Ed io non sono un'anticlericale, sia chiaro. Non sono una che attacca, lancia in resta, la Chiesa. Mi piace essere obiettiva, quindi ho capito che il Cattolicesimo e le religioni in genere non fanno per me.
Inoltre ho compreso che la religione è un'istituzione umana e non vi è nulla di sovrannaturale, anzi.
Alla luce di questo mi sono resa conto che avevo bisogno di altre verità, di confrontarmi con la realtà e non solo quella passata sotto il setaccio della religione. Ho messo in forse tutte le mie convinzioni; mi sono persa, ritrovata e persa di nuovo.
Non ho trovato la Verità.

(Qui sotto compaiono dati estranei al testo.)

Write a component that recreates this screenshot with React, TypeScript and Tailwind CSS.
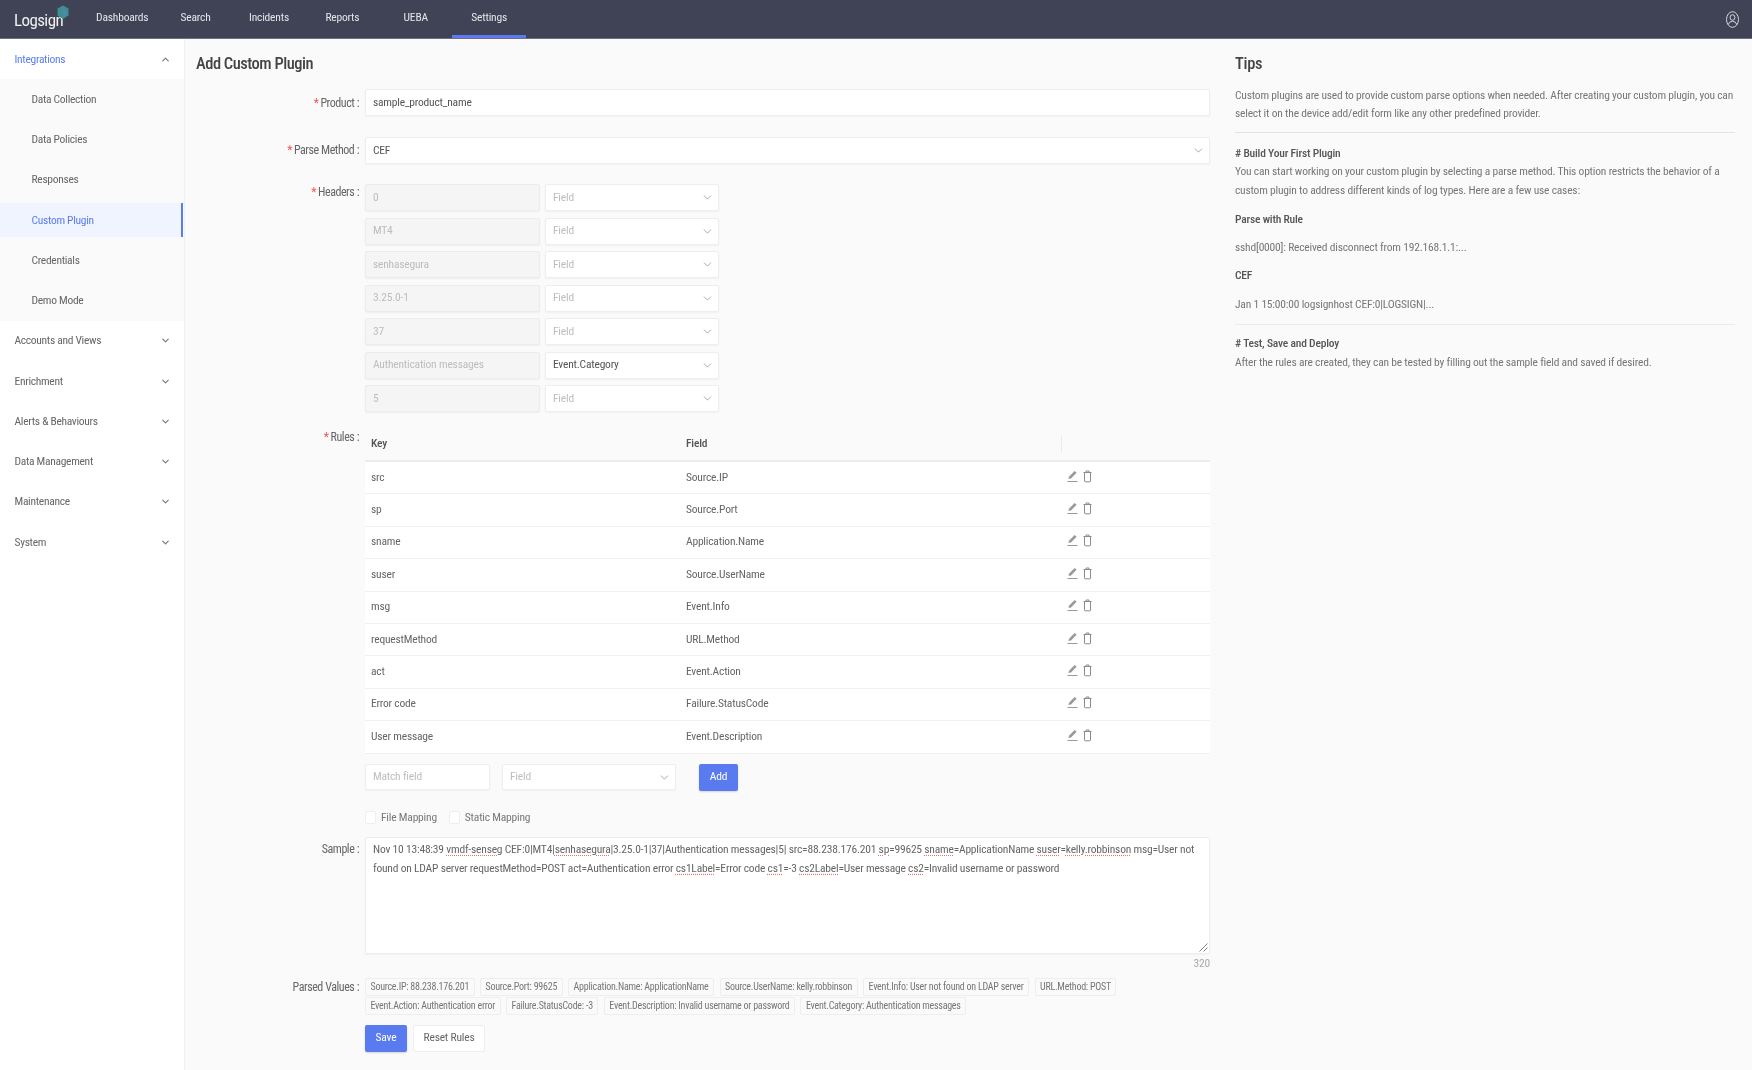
import React from 'react';
import { ChevronDown, ChevronUp } from 'lucide-react';

const navItems = ['Dashboards', 'Search', 'Incidents', 'Reports', 'UEBA', 'Settings'];
const subItems = ['Data Collection', 'Data Policies', 'Responses', 'Custom Plugin', 'Credentials', 'Demo Mode'];
const groups = ['Accounts and Views', 'Enrichment', 'Alerts & Behaviours', 'Data Management', 'Maintenance', 'System'];

const headers = [
  { value: '0', field: '' },
  { value: 'MT4', field: '' },
  { value: 'senhasegura', field: '' },
  { value: '3.25.0-1', field: '' },
  { value: '37', field: '' },
  { value: 'Authentication messages', field: 'Event.Category' },
  { value: '5', field: '' },
];

const rules = [
  ['src', 'Source.IP'],
  ['sp', 'Source.Port'],
  ['sname', 'Application.Name'],
  ['suser', 'Source.UserName'],
  ['msg', 'Event.Info'],
  ['requestMethod', 'URL.Method'],
  ['act', 'Event.Action'],
  ['Error code', 'Failure.StatusCode'],
  ['User message', 'Event.Description'],
];

const parsedRow1 = [
  'Source.IP: 88.238.176.201',
  'Source.Port: 99625',
  'Application.Name: ApplicationName',
  'Source.UserName: kelly.robbinson',
  'Event.Info: User not found on LDAP server',
  'URL.Method: POST',
];
const parsedRow2 = [
  'Event.Action: Authentication error',
  'Failure.StatusCode: -3',
  'Event.Description: Invalid username or password',
  'Event.Category: Authentication messages',
];

const Sp: React.FC<{ children: React.ReactNode }> = ({ children }) => (
  <span className="underline decoration-dotted decoration-[#e8706f] underline-offset-2">{children}</span>
);

const Label: React.FC<{ text: string; required?: boolean; className?: string }> = ({ text, required, className }) => (
  <div className={`w-[164px] shrink-0 text-right text-[12px] text-[#666] pr-[1px] tracking-[-0.45px] ${className ?? ''}`}>
    {required && <span className="text-[#f5564e] mr-[2px]">*</span>}
    {text} :
  </div>
);

const Select: React.FC<{ value?: string; placeholder?: string; className?: string }> = ({ value, placeholder, className }) => (
  <div className={`h-[27px] flex items-center justify-between bg-white border border-[#eeeeee] rounded-[2px] shadow-[0_1px_2px_rgba(0,0,0,0.04)] pl-[7px] pr-[4px] text-[11.5px] ${className ?? ''}`}>
    <span className={value ? 'text-[#555]' : 'text-[#bdbdbd]'}>{value ?? placeholder}</span>
    <ChevronDown size={13} strokeWidth={1.3} className="text-[#888]" />
  </div>
);

const EditIcon = () => (
  <svg width="11" height="13" viewBox="0 0 11 13" fill="none" className="text-[#999]">
    <path d="M1.5 9 L2.2 6.6 L7.6 1 L9.6 2.8 L4 8.4 Z" fill="currentColor" />
    <path d="M0.5 11.5 H10.5" stroke="currentColor" strokeWidth="1" />
  </svg>
);

const TrashIcon = () => (
  <svg width="9" height="13" viewBox="0 0 9 13" fill="none" className="text-[#8c8c8c]">
    <path d="M0.5 2.5 H8.5 M3 2.3 V1 H6 V2.3" stroke="currentColor" strokeWidth="1" />
    <path d="M1.5 2.5 V11 Q1.5 11.8 2.2 11.8 H6.8 Q7.5 11.8 7.5 11 V2.5" stroke="currentColor" strokeWidth="1" />
  </svg>
);

const App: React.FC = () => {
  return (
    <div className="h-[1070px] flex flex-col bg-[#fafafa] overflow-hidden font-['Roboto',sans-serif] tracking-[-0.2px] [font-stretch:85%] blur-[0.7px]">
      {/* top bar */}
      <header className="h-[39px] shrink-0 bg-[#404355] border-b border-[#6d7080] flex items-stretch">
        <div className="w-[85.5px] shrink-0 relative flex items-center pl-[14px] pt-[4px]">
          <span className="text-[17px] text-[#f0f0f0] tracking-[-0.6px]">Logsign</span>
          <svg width="12" height="15" viewBox="0 0 12 15" className="absolute left-[57px] top-[5px]">
            <path d="M6 0.5 L11.5 3.5 V10.5 L6 14 L0.5 10.5 V3.5 Z" fill="#3f8f8d" />
            <path d="M6 4 L9 6 V9.5 L6 11.5 Z" fill="#4f86c6" />
          </svg>
        </div>
        {navItems.map((item) => (
          <div
            key={item}
            className={`w-[73.4px] flex items-center justify-center text-[11.5px] text-[#e4e5ea] border-b-[3px] ${
              item === 'Settings' ? 'border-[#5a7bf0]' : 'border-transparent'
            }`}
          >
            {item}
          </div>
        ))}
        <div className="ml-auto flex items-center pr-[13px]">
          <svg width="13" height="17" viewBox="0 0 13 17" fill="none" stroke="#d5d6dc" strokeWidth="1">
            <ellipse cx="6.5" cy="8.5" rx="6" ry="7.8" />
            <ellipse cx="6.5" cy="6.5" rx="2.4" ry="2.8" />
            <path d="M2.2 13.6 Q3 10.3 6.5 10.3 Q10 10.3 10.8 13.6" />
          </svg>
        </div>
      </header>

      <div className="flex-1 flex min-h-0">
        {/* sidebar */}
        <aside className="w-[185px] shrink-0 bg-white border-r border-[#f1f1f1] text-[11.5px] text-[#666] tracking-[-0.3px]">
          <div className="h-[40.25px] flex items-center justify-between pl-[14.5px] pr-[13px] text-[#5a7bf0]">
            Integrations
            <ChevronUp size={11} strokeWidth={2.5} className="text-[#777]" />
          </div>
          <div className="bg-[#fafafa] pr-[1px]">
            {subItems.map((item) => (
              <div key={item} className="h-[40.25px] flex items-center">
                <div
                  className={`w-full flex items-center pl-[31.5px] ${
                    item === 'Custom Plugin'
                      ? 'h-[34px] bg-[#f0f4ff] text-[#5a7bf0] border-r-2 border-[#5a7bf0]'
                      : ''
                  }`}
                >
                  {item}
                </div>
              </div>
            ))}
          </div>
          {groups.map((group) => (
            <div key={group} className="h-[40.25px] flex items-center justify-between pl-[14.5px] pr-[13px]">
              {group}
              <ChevronDown size={11} strokeWidth={2.5} className="text-[#777]" />
            </div>
          ))}
        </aside>

        <main className="flex-1 flex min-w-0">
          {/* form */}
          <section className="w-[1025px] shrink-0 pl-[11px]">
            <h1 className="mt-[14px] h-[22px] leading-[22px] text-[16.5px] font-medium text-[#444] tracking-[-0.5px]">Add Custom Plugin</h1>

            <div className="mt-[14px] flex">
              <Label text="Product" required className="h-[27px] leading-[28px]" />
              <div className="ml-[5px] flex-1 h-[27px] flex items-center bg-white border border-[#eeeeee] rounded-[2px] shadow-[0_1px_2px_rgba(0,0,0,0.04)] pl-[7px] pt-[1px] text-[11.5px] text-[#555]">
                sample_product_name
              </div>
            </div>

            <div className="mt-[21px] flex">
              <Label text="Parse Method" required className="h-[27px] leading-[27px]" />
              <Select value="CEF" className="ml-[5px] flex-1" />
            </div>

            <div className="mt-[20px] flex">
              <Label text="Headers" required className="leading-[17px]" />
              <div className="ml-[5px] flex-1 flex flex-col gap-[6.5px]">
                {headers.map((h) => (
                  <div key={h.value} className="flex gap-[5px]">
                    <div className="w-[175px] h-[27px] flex items-center bg-[#f5f5f5] border border-[#ececec] rounded-[2px] shadow-[0_1px_2px_rgba(0,0,0,0.05)] pl-[7px] text-[11.5px] text-[#bdbdbd]">
                      {h.value}
                    </div>
                    <Select value={h.field || undefined} placeholder="Field" className="w-[174px]" />
                  </div>
                ))}
              </div>
            </div>

            <div className="mt-[12px] flex">
              <Label text="Rules" required className="leading-[26px]" />
              <div className="ml-[5px] flex-1">
                <div className="grid grid-cols-[315px_382px_1fr] h-[38px] pt-[4px] items-center border-b-2 border-[#ececec] text-[11.5px] text-[#555] font-medium">
                  <div className="pl-[6px]">Key</div>
                  <div className="pl-[6px] flex items-center border-r border-[#ececec] h-[18px]">Field</div>
                  <div />
                </div>
                {rules.map(([key, field]) => (
                  <div key={key} className="grid grid-cols-[315px_382px_1fr] h-[32.4px] pb-[1px] items-center bg-white border-b border-[#f0f0f0] text-[11.5px] text-[#666]">
                    <div className="pl-[6px]">{key}</div>
                    <div className="pl-[6px]">{field}</div>
                    <div className="pl-[5px] flex items-center gap-[5px] pb-[2px]">
                      <EditIcon />
                      <TrashIcon />
                    </div>
                  </div>
                ))}

                <div className="mt-[10px] flex items-center">
                  <div className="w-[125px] h-[26px] flex items-center bg-white border border-[#eeeeee] rounded-[2px] shadow-[0_1px_2px_rgba(0,0,0,0.04)] pl-[7px] text-[11.5px] text-[#bdbdbd]">
                    Match field
                  </div>
                  <Select placeholder="Field" className="ml-[12px] w-[174px] !h-[26px]" />
                  <button className="ml-[23px] w-[39px] h-[27px] rounded-[2px] bg-[#5a7bf0] text-white text-[11.5px] shadow-[0_1px_2px_rgba(0,0,0,0.15)]">Add</button>
                </div>

                <div className="mt-[17px] h-[20px] flex items-center text-[11.5px] text-[#777]">
                  <span className="w-[11px] h-[13px] bg-white border border-[#eeeeee] rounded-[2px]" />
                  <span className="ml-[5px]">File Mapping</span>
                  <span className="ml-[12px] w-[11px] h-[13px] bg-white border border-[#eeeeee] rounded-[2px]" />
                  <span className="ml-[5px]">Static Mapping</span>
                </div>
              </div>
            </div>

            <div className="mt-[9px] flex">
              <Label text="Sample" className="leading-[24px]" />
              <div className="ml-[5px] flex-1">
                <div className="relative h-[117px] bg-white border border-[#eeeeee] rounded-[2px] shadow-[0_1px_2px_rgba(0,0,0,0.04)] pl-[7px] pt-[2px] text-[11.5px] leading-[19px] text-[#666] whitespace-nowrap">
                  <div>
                    Nov 10 13:48:39 <Sp>vmdf-senseg</Sp> CEF:0|MT4|<Sp>senhasegura</Sp>|3.25.0-1|37|Authentication messages|5| src=88.238.176.201 <Sp>sp</Sp>=99625 <Sp>sname</Sp>=ApplicationName <Sp>suser</Sp>=<Sp>kelly.robbinson</Sp> msg=User not
                  </div>
                  <div>
                    found on LDAP server requestMethod=POST act=Authentication error <Sp>cs1Label</Sp>=Error code <Sp>cs1</Sp>=-3 <Sp>cs2Label</Sp>=User message <Sp>cs2</Sp>=Invalid username or password
                  </div>
                  <svg width="9" height="9" viewBox="0 0 9 9" className="absolute right-[1px] bottom-[1px]" stroke="#777" strokeWidth="0.9">
                    <path d="M0.5 8.5 L8.5 0.5 M4.5 8.5 L8.5 4.5" />
                  </svg>
                </div>
                <div className="h-[14px] mt-[2px] leading-[14px] text-right text-[11.5px] text-[#aaa]">320</div>
              </div>
            </div>

            <div className="mt-[8px] flex">
              <Label text="Parsed Values" className="leading-[18px]" />
              <div className="ml-[5px] flex-1 flex flex-col gap-[1px]">
                {[parsedRow1, parsedRow2].map((row, i) => (
                  <div key={i} className="flex gap-[5.5px]">
                    {row.map((tag) => (
                      <span key={tag} className="h-[18px] flex items-center px-[4.5px] bg-[#fafafa] border border-[#eeeeee] rounded-[2px] text-[10px] text-[#777] whitespace-nowrap tracking-[-0.25px]">
                        {tag}
                      </span>
                    ))}
                  </div>
                ))}
                <div className="mt-[9px] flex gap-[6px]">
                  <button className="w-[42px] h-[27px] rounded-[2px] bg-[#5a7bf0] text-white text-[11.5px] shadow-[0_1px_2px_rgba(0,0,0,0.15)]">Save</button>
                  <button className="w-[72px] h-[27px] rounded-[2px] bg-white border border-[#eeeeee] text-[#666] text-[11.5px]">Reset Rules</button>
                </div>
              </div>
            </div>
          </section>

          {/* tips */}
          <section className="flex-1 min-w-0 pl-[25px] pr-[17px] text-[11.5px] text-[#777]">
            <h2 className="mt-[14px] h-[22px] leading-[22px] text-[16.5px] font-medium text-[#444] tracking-[-0.3px]">Tips</h2>
            <p className="mt-[11px] leading-[18px]">
              Custom plugins are used to provide custom parse options when needed. After creating your custom plugin, you can select it on the device add/edit form like any other predefined provider.
            </p>
            <hr className="mt-[10px] border-t border-[#e3e3e3]" />
            <h3 className="mt-[11px] leading-[18px] font-medium text-[#555]"># Build Your First Plugin</h3>
            <p className="leading-[18.5px]">
              You can start working on your custom plugin by selecting a parse method. This option restricts the behavior of a custom plugin to address different kinds of log types. Here are a few use cases:
            </p>
            <h4 className="mt-[11px] leading-[18px] font-medium text-[#555]">Parse with Rule</h4>
            <p className="mt-[10px] leading-[18px]">sshd[0000]: Received disconnect from 192.168.1.1:...</p>
            <h4 className="mt-[10px] leading-[18px] font-medium text-[#555]">CEF</h4>
            <p className="mt-[11px] leading-[18px]">Jan 1 15:00:00 logsignhost CEF:0|LOGSIGN|...</p>
            <hr className="mt-[11px] border-t border-[#ececec]" />
            <h3 className="mt-[9px] leading-[18px] font-medium text-[#555]"># Test, Save and Deploy</h3>
            <p className="leading-[20px]">After the rules are created, they can be tested by filling out the sample field and saved if desired.</p>
          </section>
        </main>
      </div>
    </div>
  );
};

export default App;
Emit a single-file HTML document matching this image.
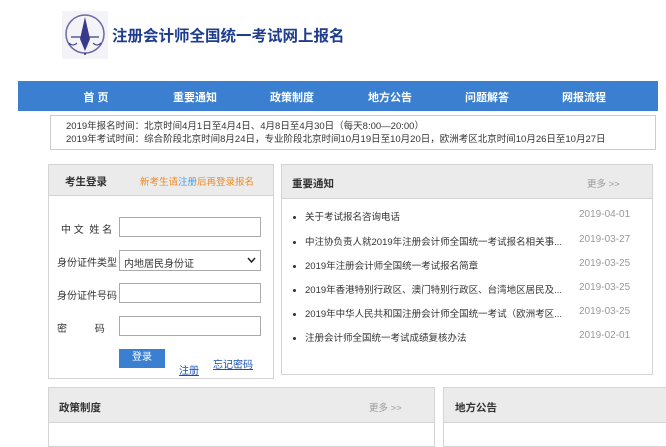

Ho solo intravisto, sfiorato, assaggiato tante possibili verità; tutte interessanti, qualcuna solo per un breve periodo, qualcun'altra per un lasso di tempo più lungo, magari qualcuna per tutta la vita. Ma nessuna certezza inconfutabile; nessuna Verità assoluta ed incontrovertibile.
Ho deciso che vivrò la mia vita così, godendo del beneficio del dubbio e non accontentandomi mai di fermarmi alla prima risposta che ricevo. Non è che non mi voglia fidare dell'autorevolezza di qualcuno, ma proprio perché ogni individuo è qualcosa di unico, mi rifiuto di entrare a forza negli abiti preconfezionati. Preferisco farmeli su misura.
Anche perché, diciamolo pure, chi può sapere meglio di me cosa è giusto per me stessa? Potrà sembrare un discorso banale e qualunquista, ma posso garantire che non l'ho acquisito per partito preso: ci sono arrivata dopo anni di sperimentazioni sulla mia persona. E' un metodo assolutamente scientifico. Ma non esistono regole universali.